Data Intensive Computing for Biodiversity

by Sarinder K. Dhillon and Amandeep S. Sidhu

Published 25 June 2013

This book is focused on the development of a data integration framework for retrieval of biodiversity information from heterogeneous and distributed data sources. The data integration system proposed in this book links remote databases in a networked environment, supports heterogeneous databases and data formats, links databases hosted on multiple platforms, and provides data security for database owners by allowing them to keep and maintain their own data and to choose information to be shared and linked. The book is a useful guide for researchers, practitioners, and graduate-level students interested in learning state-of-the-art development for data integration in biodiversity.

Book 759

Optimized Cloud Based Scheduling

by Rong Kun Jason Tan, John A. Leong, and Amandeep S. Sidhu

Published 5 March 2018

This book presents an improved design for service provisioning and allocation models that are validated through running genome sequence assembly tasks in a hybrid cloud environment. It proposes approaches for addressing scheduling and performance issues in big data analytics and showcases new algorithms for hybrid cloud scheduling. Scientific sectors such as bioinformatics, astronomy, high-energy physics, and Earth science are generating a tremendous flow of data, commonly known as big data.
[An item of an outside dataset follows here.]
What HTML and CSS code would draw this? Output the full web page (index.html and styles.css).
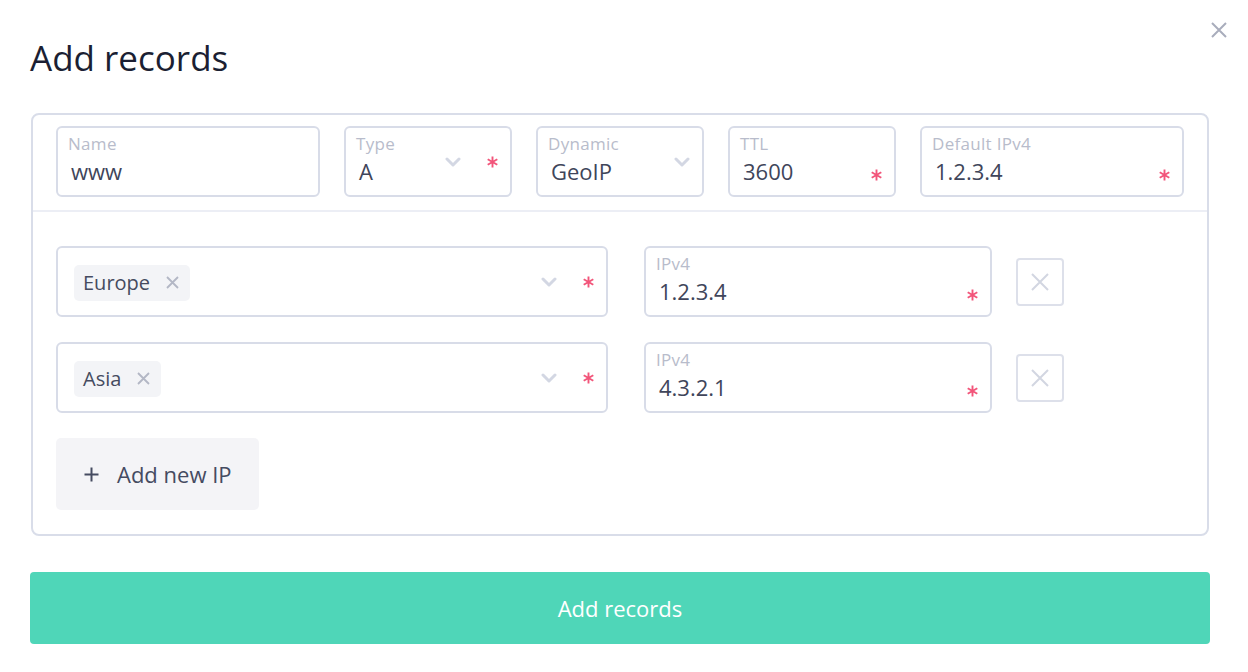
FILE: index.html
```html
<!DOCTYPE html>
<html lang="en">
<head>
<meta charset="utf-8">
<title>Add records</title>
<link rel="stylesheet" href="styles.css">
</head>
<body>
<div class="modal">
  <button class="close" aria-label="Close">
    <svg width="16" height="16" viewBox="0 0 16 16"><path d="M1 1l14 14M15 1L1 15" stroke="#a9adbc" stroke-width="2" fill="none"/></svg>
  </button>
  <h1 class="title">Add records</h1>

  <div class="card">
    <div class="card-top">
      <div class="field">
        <div class="field-body"><div class="label">Name</div><div class="value">www</div></div>
      </div>
      <div class="field">
        <div class="field-body"><div class="label">Type</div><div class="value">A</div></div>
        <div class="icons icons-center">
          <svg class="chev" width="16" height="10" viewBox="0 0 16 10"><path d="M2 2l6 6 6-6" stroke="#d3d7e3" stroke-width="3" fill="none" stroke-linecap="round" stroke-linejoin="round"/></svg>
          <svg class="req" width="11" height="12" viewBox="0 0 11 12"><path d="M5.5 0.5v11M0.7 3.25l9.6 5.5M0.7 8.75l9.6-5.5" stroke="#f2557a" stroke-width="1.9"/></svg>
        </div>
      </div>
      <div class="field">
        <div class="field-body"><div class="label">Dynamic</div><div class="value">GeoIP</div></div>
        <div class="icons icons-center">
          <svg class="chev" width="16" height="10" viewBox="0 0 16 10"><path d="M2 2l6 6 6-6" stroke="#d3d7e3" stroke-width="3" fill="none" stroke-linecap="round" stroke-linejoin="round"/></svg>
        </div>
      </div>
      <div class="field">
        <div class="field-body"><div class="label">TTL</div><div class="value">3600</div></div>
        <div class="icons icons-low">
          <svg class="req" width="11" height="12" viewBox="0 0 11 12"><path d="M5.5 0.5v11M0.7 3.25l9.6 5.5M0.7 8.75l9.6-5.5" stroke="#f2557a" stroke-width="1.9"/></svg>
        </div>
      </div>
      <div class="field">
        <div class="field-body"><div class="label">Default IPv4</div><div class="value">1.2.3.4</div></div>
        <div class="icons icons-low">
          <svg class="req" width="11" height="12" viewBox="0 0 11 12"><path d="M5.5 0.5v11M0.7 3.25l9.6 5.5M0.7 8.75l9.6-5.5" stroke="#f2557a" stroke-width="1.9"/></svg>
        </div>
      </div>
    </div>

    <div class="card-rows">
      <div class="row">
        <div class="field region">
          <div class="chips"><span class="chip">Europe<svg width="13" height="13" viewBox="0 0 13 13"><path d="M1 1l11 11M12 1L1 12" stroke="#b3b7c5" stroke-width="1.8" fill="none"/></svg></span></div>
          <div class="icons icons-center">
            <svg class="chev" width="16" height="10" viewBox="0 0 16 10"><path d="M2 2l6 6 6-6" stroke="#d3d7e3" stroke-width="3" fill="none" stroke-linecap="round" stroke-linejoin="round"/></svg>
            <svg class="req" width="11" height="12" viewBox="0 0 11 12"><path d="M5.5 0.5v11M0.7 3.25l9.6 5.5M0.7 8.75l9.6-5.5" stroke="#f2557a" stroke-width="1.9"/></svg>
          </div>
        </div>
        <div class="field ipv4">
          <div class="field-body"><div class="label">IPv4</div><div class="value">1.2.3.4</div></div>
          <div class="icons icons-low">
            <svg class="req" width="11" height="12" viewBox="0 0 11 12"><path d="M5.5 0.5v11M0.7 3.25l9.6 5.5M0.7 8.75l9.6-5.5" stroke="#f2557a" stroke-width="1.9"/></svg>
          </div>
        </div>
        <button class="del" aria-label="Remove">
          <svg width="18" height="18" viewBox="0 0 18 18"><path d="M1 1l16 16M17 1L1 17" stroke="#d2d6e1" stroke-width="2" fill="none"/></svg>
        </button>
      </div>

      <div class="row">
        <div class="field region">
          <div class="chips"><span class="chip">Asia<svg width="13" height="13" viewBox="0 0 13 13"><path d="M1 1l11 11M12 1L1 12" stroke="#b3b7c5" stroke-width="1.8" fill="none"/></svg></span></div>
          <div class="icons icons-center">
            <svg class="chev" width="16" height="10" viewBox="0 0 16 10"><path d="M2 2l6 6 6-6" stroke="#d3d7e3" stroke-width="3" fill="none" stroke-linecap="round" stroke-linejoin="round"/></svg>
            <svg class="req" width="11" height="12" viewBox="0 0 11 12"><path d="M5.5 0.5v11M0.7 3.25l9.6 5.5M0.7 8.75l9.6-5.5" stroke="#f2557a" stroke-width="1.9"/></svg>
          </div>
        </div>
        <div class="field ipv4">
          <div class="field-body"><div class="label">IPv4</div><div class="value">4.3.2.1</div></div>
          <div class="icons icons-low">
            <svg class="req" width="11" height="12" viewBox="0 0 11 12"><path d="M5.5 0.5v11M0.7 3.25l9.6 5.5M0.7 8.75l9.6-5.5" stroke="#f2557a" stroke-width="1.9"/></svg>
          </div>
        </div>
        <button class="del" aria-label="Remove">
          <svg width="18" height="18" viewBox="0 0 18 18"><path d="M1 1l16 16M17 1L1 17" stroke="#d2d6e1" stroke-width="2" fill="none"/></svg>
        </button>
      </div>

      <button class="add-ip">
        <svg width="15" height="15" viewBox="0 0 15 15"><path d="M7.5 0.5v14M0.5 7.5h14" stroke="#454b61" stroke-width="2" fill="none"/></svg>
        <span>Add new IP</span>
      </button>
    </div>
  </div>

  <button class="submit">Add records</button>
</div>
</body>
</html>
```

FILE: styles.css
```css
* { box-sizing: border-box; }

html, body {
  margin: 0;
  padding: 0;
  background: #ffffff;
}

body {
  font-family: "Open Sans", "Noto Sans", "Liberation Sans", sans-serif;
  color: #40455a;
}

button {
  font-family: inherit;
  border: none;
  background: none;
  padding: 0;
  margin: 0;
  cursor: pointer;
}

.modal {
  position: relative;
  width: 1248px;
  padding: 34px 38px 0 30px;
}

.close {
  position: absolute;
  top: 22px;
  left: 1211px;
  width: 16px;
  height: 16px;
  display: flex;
}

.title {
  margin: 0 0 31px 0;
  font-size: 35px;
  line-height: 48px;
  font-weight: 400;
  color: #1b1f33;
}

.card {
  margin: 0 1px;
  border: 2px solid #d9dde9;
  border-radius: 8px;
}

.card-top {
  display: grid;
  grid-template-columns: 264px 168px 168px 168px 264px;
  column-gap: 24px;
  padding: 11px 23px 13px 23px;
  border-bottom: 2px solid #eceef5;
}

.field {
  display: flex;
  height: 71px;
  border: 2px solid #d8dce8;
  border-radius: 6px;
  padding: 0 12px 0 10px;
  background: #fff;
}

.field-body {
  flex: 1;
  min-width: 0;
  padding-top: 6px;
}

.label {
  font-size: 17px;
  line-height: 20px;
  letter-spacing: 0.3px;
  color: #b8bccb;
  white-space: nowrap;
}

.value {
  margin-top: 3px;
  padding-left: 3px;
  font-size: 22px;
  line-height: 28px;
  color: #40455a;
  white-space: nowrap;
}

.icons {
  display: flex;
  align-items: center;
  gap: 26px;
}

.icons-center {
  align-self: center;
}

.icons-low {
  align-self: flex-start;
  height: 28px;
  margin-top: 33px;
}

.chev, .req { display: block; }

.card-rows {
  display: flex;
  flex-direction: column;
  align-items: flex-start;
  gap: 25px;
  padding: 34px 23px 24px 23px;
}

.row {
  display: flex;
  align-items: center;
}

.region {
  width: 552px;
  align-items: center;
  padding-left: 16px;
}

.chips {
  flex: 1;
  display: flex;
  padding-top: 2px;
}

.chip {
  display: inline-flex;
  align-items: center;
  gap: 16px;
  height: 36px;
  padding: 0 11px 0 9px;
  background: #f3f4f7;
  border-radius: 5px;
  font-size: 20px;
  color: #454b60;
}

.ipv4 {
  width: 348px;
  margin-left: 36px;
}

.del {
  width: 48px;
  height: 48px;
  margin-left: 24px;
  border: 2px solid #dde0ea;
  border-radius: 4px;
  display: flex;
  align-items: center;
  justify-content: center;
}

.add-ip {
  display: flex;
  align-items: center;
  gap: 18px;
  height: 72px;
  padding: 0 27px 0 28px;
  background: #f4f4f7;
  border-radius: 5px;
  font-size: 22px;
  color: #454b61;
}

.submit {
  display: block;
  width: 1180px;
  height: 72px;
  margin-top: 36px;
  background: #4fd6b8;
  border-radius: 4px;
  color: #ffffff;
  font-size: 22px;
  text-align: center;
}
```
In the context of growing demand for big data analytics, cloud computing offers an ideal platform for processing big data tasks due to its flexible scalability and adaptability. However, there are numerous problems associated with the current service provisioning and allocation models, such as inefficient scheduling algorithms, overloaded memory overheads, excessive node delays and improper error handling of tasks, all of which need to be addressed to enhance the performance of big data analytics.

Book 806

Large Scale Data Analytics

by Chung Yik Cho, Rong Kun Jason Tan, John A. Leong, and Amandeep S. Sidhu

Published 25 January 2019

This book presents a language integrated query framework for big data. The continuous, rapid growth of data information to volumes of up to terabytes (1,024 gigabytes) or petabytes (1,048,576 gigabytes) means that the need for a system to manage and query information from large scale data sources is becoming more urgent. Currently available frameworks and methodologies are limited in terms of efficiency and querying compatibility between data sources due to the differences in information storage structures. For this research, the authors designed and programmed a framework based on the fundamentals of language integrated query to query existing data sources without the process of data restructuring. A web portal for the framework was also built to enable users to query protein data from the Protein Data Bank (PDB) and implement it on Microsoft Azure, a cloud computing environment known for its reliability, vast computing resources and cost-effectiveness.